Task details:
Tally the lines containing the word "React", and report the tally alone.

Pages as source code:
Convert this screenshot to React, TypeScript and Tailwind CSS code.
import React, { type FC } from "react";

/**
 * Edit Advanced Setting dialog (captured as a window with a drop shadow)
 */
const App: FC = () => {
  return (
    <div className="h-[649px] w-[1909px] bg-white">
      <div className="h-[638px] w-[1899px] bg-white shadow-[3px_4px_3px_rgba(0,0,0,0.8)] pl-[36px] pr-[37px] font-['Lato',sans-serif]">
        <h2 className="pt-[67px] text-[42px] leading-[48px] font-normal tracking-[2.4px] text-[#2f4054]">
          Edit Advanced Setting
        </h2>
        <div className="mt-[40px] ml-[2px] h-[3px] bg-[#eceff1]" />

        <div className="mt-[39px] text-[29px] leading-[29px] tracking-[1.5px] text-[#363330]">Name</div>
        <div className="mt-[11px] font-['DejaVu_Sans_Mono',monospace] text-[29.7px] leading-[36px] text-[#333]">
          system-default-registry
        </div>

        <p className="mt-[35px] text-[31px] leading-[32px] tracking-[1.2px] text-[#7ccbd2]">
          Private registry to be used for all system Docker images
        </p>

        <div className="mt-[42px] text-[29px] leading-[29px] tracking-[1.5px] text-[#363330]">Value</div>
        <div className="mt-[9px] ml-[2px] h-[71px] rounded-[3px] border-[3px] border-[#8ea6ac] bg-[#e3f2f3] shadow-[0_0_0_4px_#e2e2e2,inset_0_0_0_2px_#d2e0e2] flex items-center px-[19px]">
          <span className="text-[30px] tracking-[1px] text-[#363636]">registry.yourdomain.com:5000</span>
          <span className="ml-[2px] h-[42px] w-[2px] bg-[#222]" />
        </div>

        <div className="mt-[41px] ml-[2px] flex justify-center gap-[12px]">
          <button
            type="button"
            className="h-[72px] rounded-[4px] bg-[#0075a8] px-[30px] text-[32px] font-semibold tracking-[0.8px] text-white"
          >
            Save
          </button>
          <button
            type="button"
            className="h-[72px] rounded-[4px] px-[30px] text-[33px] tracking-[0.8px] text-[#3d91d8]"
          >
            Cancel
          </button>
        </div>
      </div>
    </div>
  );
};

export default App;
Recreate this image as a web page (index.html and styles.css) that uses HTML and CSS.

Solution to the exercise:
2